The treatment of DeFi remains particularly uncertain. Proponents argue that decentralized protocols provide efficiency, transparency, and competition to existing systems. Skeptics within regulatory agencies and financial institutions warn that DeFi’s code-based models challenge fundamental standards of investor protection and market integrity.

And although the signed GENIUS Act established ground rules for stablecoins last year, a major regulatory flashpoint remains unresolved: whether crypto companies can offer yield-like rewards on stablecoin holdings. Traditional banks say such yield mechanisms siphon deposits from community banking markets and create unfair competition.

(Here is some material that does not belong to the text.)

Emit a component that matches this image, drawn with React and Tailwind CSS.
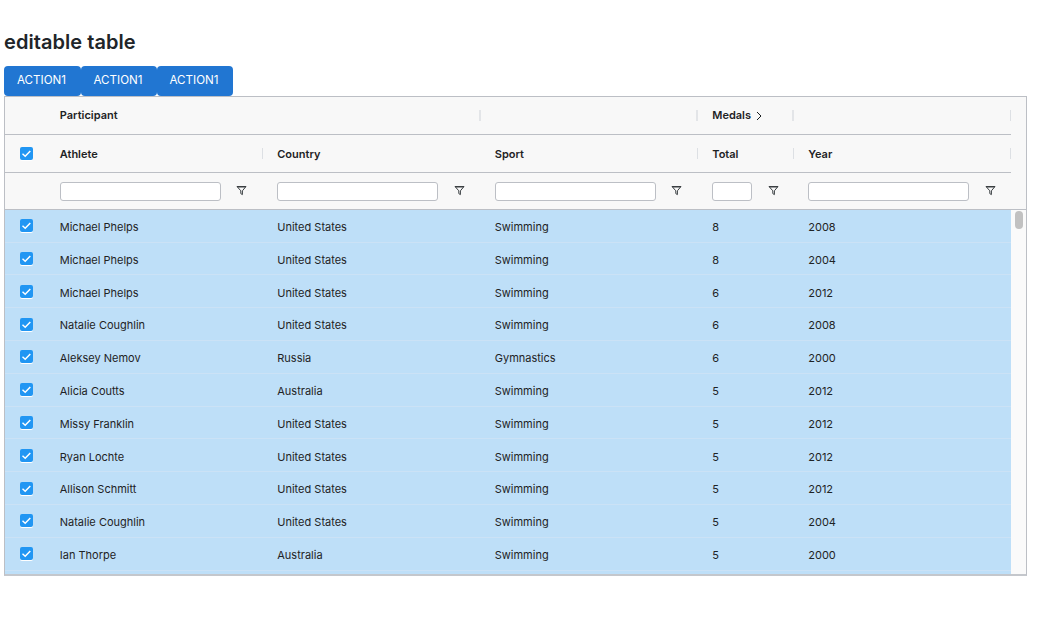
import React from "react";

const rows = [
  ["Michael Phelps", "United States", "Swimming", "8", "2008"],
  ["Michael Phelps", "United States", "Swimming", "8", "2004"],
  ["Michael Phelps", "United States", "Swimming", "6", "2012"],
  ["Natalie Coughlin", "United States", "Swimming", "6", "2008"],
  ["Aleksey Nemov", "Russia", "Gymnastics", "6", "2000"],
  ["Alicia Coutts", "Australia", "Swimming", "5", "2012"],
  ["Missy Franklin", "United States", "Swimming", "5", "2012"],
  ["Ryan Lochte", "United States", "Swimming", "5", "2012"],
  ["Allison Schmitt", "United States", "Swimming", "5", "2012"],
  ["Natalie Coughlin", "United States", "Swimming", "5", "2004"],
  ["Ian Thorpe", "Australia", "Swimming", "5", "2000"],
  ["", "", "", "", ""],
];

const widths = ["w-[217.5px]", "w-[217.5px]", "w-[217.5px]", "w-[96px]", "w-[216.75px]"];

function Check() {
  return (
    <span className="flex h-[13px] w-[13px] items-center justify-center rounded-[2px] bg-[#2196f3] shadow-[0_1px_0_#ffffff]">
      <svg width="11" height="11" viewBox="0 0 11 11" fill="none" stroke="#ffffff" strokeWidth="1.5">
        <path d="M1.5 5.8 L4.2 8.2 L9.3 3" />
      </svg>
    </span>
  );
}

function Funnel() {
  return (
    <svg width="11" height="11" viewBox="0 0 11 11" fill="none" stroke="#3a3f42" strokeWidth="1">
      <path d="M1 1.5 H10 L6.4 5.8 V9.6 L4.8 8.6 V5.8 Z" strokeLinejoin="round" />
      <path d="M1.5 1.8 H9.5" strokeWidth="1.4" />
    </svg>
  );
}

function Sep({ thick }) {
  return <span className={`h-[11px] shrink-0 ${thick ? "w-[2px] bg-[#e3e5e8]" : "w-px bg-[#dde0e4]"}`} />;
}

function HeaderCell({ w, children, sep, thick, className = "" }) {
  return (
    <div className={`flex h-full items-center justify-between pl-[14px] ${w}`}>
      <div className={`flex items-center ${className}`}>{children}</div>
      {sep && <Sep thick={thick} />}
    </div>
  );
}

function Button({ w }) {
  return (
    <button className={`h-[30px] rounded-[4px] bg-[#2176d2] pb-[1px] pr-[2px] text-center text-[11.6px] text-white ${w}`}>
      ACTION1
    </button>
  );
}

export default function App() {
  return (
    <div className="min-h-[642px] bg-white pl-1 pt-[30px] font-['Inter',sans-serif] text-[#1e2325]">
      <h1 className="mb-[11px] text-[20px] font-semibold leading-[25px] tracking-[0.05px] text-[#212529]">editable table</h1>
      <div className="flex">
        <Button w="w-[77px]" />
        <Button w="w-[76px]" />
        <Button w="w-[76px]" />
      </div>
      <div className="h-[480px] w-[1023px] overflow-hidden border border-[#bcbfc5] border-b-2 border-b-[#c4c7cc] bg-[#f8f8f8]">
        <div className="w-[1006px]">
          <div className="flex h-[38px] items-center border-b border-[#bcbfc5] text-[11px] font-semibold">
            <div className="h-full w-[40.75px]" />
            <HeaderCell w="w-[435px]" sep thick>Participant</HeaderCell>
            <HeaderCell w="w-[217.5px]" sep thick />
            <HeaderCell w="w-[96px]" sep thick>
              Medals
              <svg className="ml-[4px]" width="8" height="10" viewBox="0 0 8 10" fill="none" stroke="#181d1f" strokeWidth="1">
                <path d="M2 1 L6 5 L2 9" />
              </svg>
            </HeaderCell>
            <HeaderCell w="w-[216.75px]" sep />
          </div>
          <div className="flex h-[38px] items-center border-b border-[#bcbfc5] text-[11px] font-semibold">
            <div className="flex h-full w-[40.75px] items-center pl-[14.5px]">
              <Check />
            </div>
            {["Athlete", "Country", "Sport", "Total", "Year"].map((t, i) => (
              <HeaderCell key={t} w={widths[i]} sep={i !== 1} className="pt-[2px]">{t}</HeaderCell>
            ))}
          </div>
        </div>
        <div className="flex h-[36.8px] items-center border-b border-[#bcbfc5]">
          <div className="h-full w-[40.75px]" />
          {widths.map((w, i) => (
            <div key={i} className={`flex h-full items-center pl-[14px] pt-[1px] ${w}`}>
              <input
                type="text"
                className={`h-[19px] rounded-[3px] border border-[#bcbfc5] bg-white ${i === 3 ? "w-[40px]" : "w-[161px]"}`}
              />
              <span className="mb-[2px] ml-[15.5px] flex"><Funnel /></span>
            </div>
          ))}
        </div>
        <div className="flex">
          <div className="w-[1006px] shrink-0">
            {rows.map((r, i) => (
              <div key={i} className="flex h-[32.8px] items-center border-b border-[#cbe2f6] bg-[#bedff8] text-[11px]">
                <div className="flex h-full w-[40.75px] items-center pl-[14.5px]">
                  {r[0] && <Check />}
                </div>
                {r.map((c, j) => (
                  <div key={j} className={`pl-[14px] pt-[3px] ${widths[j]}`}>{c}</div>
                ))}
              </div>
            ))}
          </div>
          <div className="flex-1 bg-[#fafafa] pt-[1px]">
            <div className="ml-[4px] h-[18px] w-[8px] rounded-[4px] bg-[#c1c1c1]" />
          </div>
        </div>
      </div>
    </div>
  );
}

Cryptocurrency companies counter that yield incentives are key to liquidity and user adoption, and that banning them outright would stifle innovation in DeFi and related markets. This impasse emerged as one of the most potentially disruptive compromises in the markup process.

If the bill included a strict ban on yield, it could appease banking interests but risk alienating segments of the crypto industry. Conversely, if markup language fails to robustly address the problem, opposition from banking lobbies could make it more difficult to achieve bipartisan consensus.

Read also: Conditional charters bring crypto closer to the heart of the US banking system

Why Crypto Market Structure Matters for Finance Teams

For years, exposure to cryptocurrencies at most large companies has been either tactical (payment experiments, pilot programs) or passive (holding digital assets received in transactions). Regulatory uncertainty, particularly around custody, asset classification and counterparty risk, has made any ambition more difficult to justify to boards and auditors.

For chief financial officers (CFOs) and treasury leaders, the legislation under consideration could redefine how companies manage liquidity, deploy cash, hedge risks and interact with financial infrastructure over the next decade.

The Market Structure Bill would establish registration regimes and compliance standards for digital asset intermediaries, which could bring cryptocurrency custody closer to the regulatory expectations that CFOs already apply to banks, broker-dealers and clearinghouses.

Goldman Sachs, for example, has reportedly seen increased adoption of cryptocurrencies as regulations improve and new uses emerge.

For financial leaders, the key issue is predictability. Treasury teams need to know the applicable rules before committing resources, integrating systems or approving new financial instruments. Fragmented oversight increases the risk of non-compliance and discourages adoption.